Considerable structural work was required to accommodate for the size, weight and power output of the test engine. In addition to the structural modifications, two Lynx hydraulic dampers were adapted to join the engine mountings to the upper and lower fuselage, to reduce the severe load imposed on them by the eight Ratier-Figeac blades rotating at 655-842 rpm.

The test propeller would also rotate in the opposite direction to XV208’s own engines, introducing possible difficulties with the airflow around the elevator and rudder of the aircraft. Little wind tunnel data was available to indicate what these would be, and any problems would most likely only manifest for the first time during fast taxiing.

Understanding the Risks

proving a powerplant

In order to remove a great deal of the “unknown” from the programme, Marshall built a simulator with a fully-representative flight deck. This retained the analogue flight instruments, but basic test engine parameters and power from all engines were shown on a purpose-built digital display mounted above the glare shield, to allow immediate comparison of the test engine output.

This proved invaluable in establishing the correct throttle settings to balance the engines’ power for take-off, as the test engine produced more thrust at flight idle than the standard engines at full power. Tests with the real aircraft proved close to expectations.

The simulator allowed the flight test crew to establish protocols and emergency procedures and thoroughly investigate the ramifications of engine failure immediately before or after take off. They could familiarise themselves with the atypical control setup: the test engine was controlled by an extended power lever to the left of the throttle quadrant, so that P1 in the left seat controlled the test engine and yaw, and P2 controlled the standard throttles, pitch and roll, allowing P1 to concentrate on the test engine behaviour.

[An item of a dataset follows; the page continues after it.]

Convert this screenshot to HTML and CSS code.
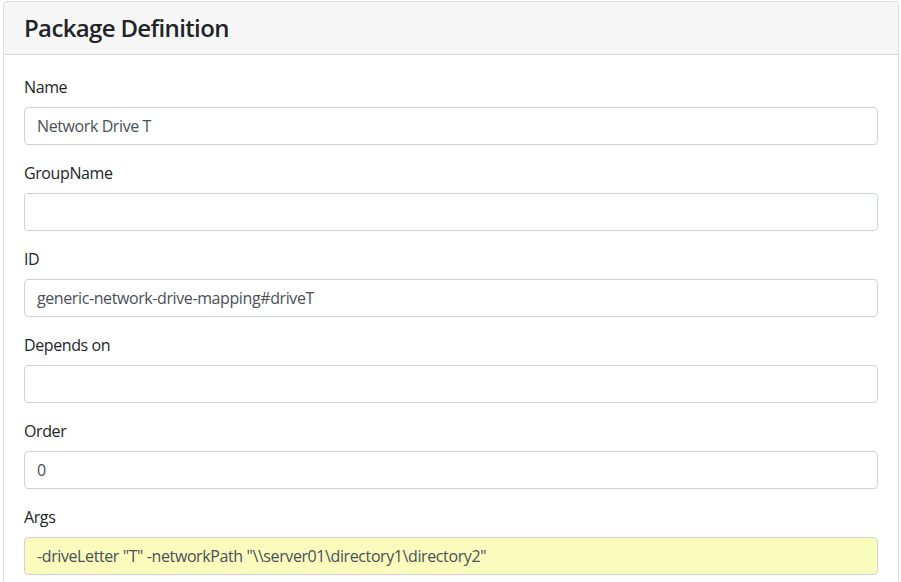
FILE: index.html
```html
<!DOCTYPE html>
<html lang="en">
<head>
<meta charset="utf-8">
<title>Package Definition</title>
<link rel="stylesheet" href="styles.css">
</head>
<body>
<div class="card">
  <div class="card-header">
    <h3 class="card-title">Package Definition</h3>
  </div>
  <div class="card-body">
    <div class="form-group">
      <label class="form-label">Name</label>
      <div class="form-control">Network Drive T</div>
    </div>
    <div class="form-group">
      <label class="form-label">GroupName</label>
      <div class="form-control"></div>
    </div>
    <div class="form-group">
      <label class="form-label">ID</label>
      <div class="form-control">generic-network-drive-mapping#driveT</div>
    </div>
    <div class="form-group">
      <label class="form-label">Depends on</label>
      <div class="form-control"></div>
    </div>
    <div class="form-group">
      <label class="form-label">Order</label>
      <div class="form-control">0</div>
    </div>
    <div class="form-group">
      <label class="form-label">Args</label>
      <div class="form-control form-control-highlight">-driveLetter "T" -networkPath "\\server01\directory1\directory2"</div>
    </div>
  </div>
</div>
</body>
</html>
```

FILE: styles.css
```css
* { box-sizing: border-box; }
html, body { margin: 0; padding: 0; background: #fff; }
body {
  font-family: "Open Sans", "Noto Sans", sans-serif;
  font-size: 16px;
  line-height: 1.5;
  letter-spacing: -0.4px;
  color: #212529;
  padding: 1px 2px 0 3px;
}
.card {
  border: 1px solid rgba(0,0,0,.125);
  border-radius: 4px;
  background: #fff;
  width: 896px;
  overflow: hidden;
}
.card-header {
  background: #f7f7f7;
  border-bottom: 1px solid rgba(0,0,0,.125);
  padding: 12px 20px;
}
.card-title {
  margin: 0;
  font-size: 24px;
  font-weight: 600;
  line-height: 28px;
  letter-spacing: -0.65px;
}
.card-body {
  padding: 20px 20px 0 20px;
}
.form-group {
  display: flex;
  flex-direction: column;
  margin-bottom: 16px;
}
.form-label {
  display: block;
  margin-bottom: 8px;
}
.form-control {
  height: 38px;
  padding: 6px 12px;
  border: 1px solid #ced4da;
  border-radius: 4px;
  color: #495057;
  background: #fff;
  white-space: nowrap;
}
.form-control-highlight {
  background: #fafcbe;
}
```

Marshall also designed and built a “mock-up” engine, in order to identify and resolve any problems that might arise during the installation of the test engine. This allowed refinement of the cowling design so once the real test engine arrived, the installation encountered only very minor issues.

Performing the Tests

proving a powerplant

Airbus had specified over 700 parameters that would need to be measured during the testing. Marshall had added 200 more, including strain gauging of the No1 propeller for comparison with the adjacent test unit. Altogether during testing, some 900 data channels were constantly being monitored, using consoles designed and integrated by Marshall. During the installation of the test recording and data retrieval equipment, over 30km of wiring were changed or added.

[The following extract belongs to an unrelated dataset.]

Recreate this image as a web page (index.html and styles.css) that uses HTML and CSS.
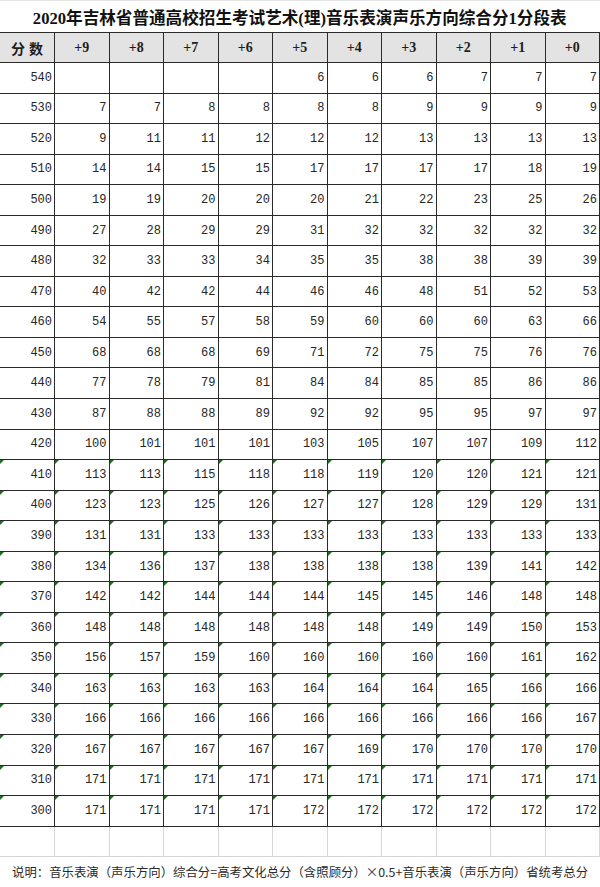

The TP400-D6 ran for the first time on the FTB in June 2008, and the design appeared from the outset to be sound. Only the vibration levels caused concern, especially in the cabin floor, testing the crew to the limit. The fuselage was carefully inspected for any signs of fatigue cracking.

The 18 taxiing tests were completed by 10th December, and at 10.30am on 17th December, XV208 took to the skies again for a flight lasting 75 minutes, reaching 8000ft. The hours practising coordination of throttle movements in the simulator proved their worth as both take off and landing went smoothly. During the test flights, the TP400-D6 was advanced to take-off power, the maximum thrust the engine would produce, and shut down and restarted using an airframe bleed supply. 18 flights were conducted, reassuring Airbus that the behaviour of the FTB in most circumstances was well understood.

Throughout the whole FTB project, the team at Marshall adopted a flexible and open-minded approach, taking problems in their stride and keeping pace with changes to the maturing A400M design. Thanks to the hard work and dedication of the Marshall team, the FTB achieved precisely what it set out to do: improve the understanding of the TP400-D6 and as a result, greatly de-risk the A400M programme.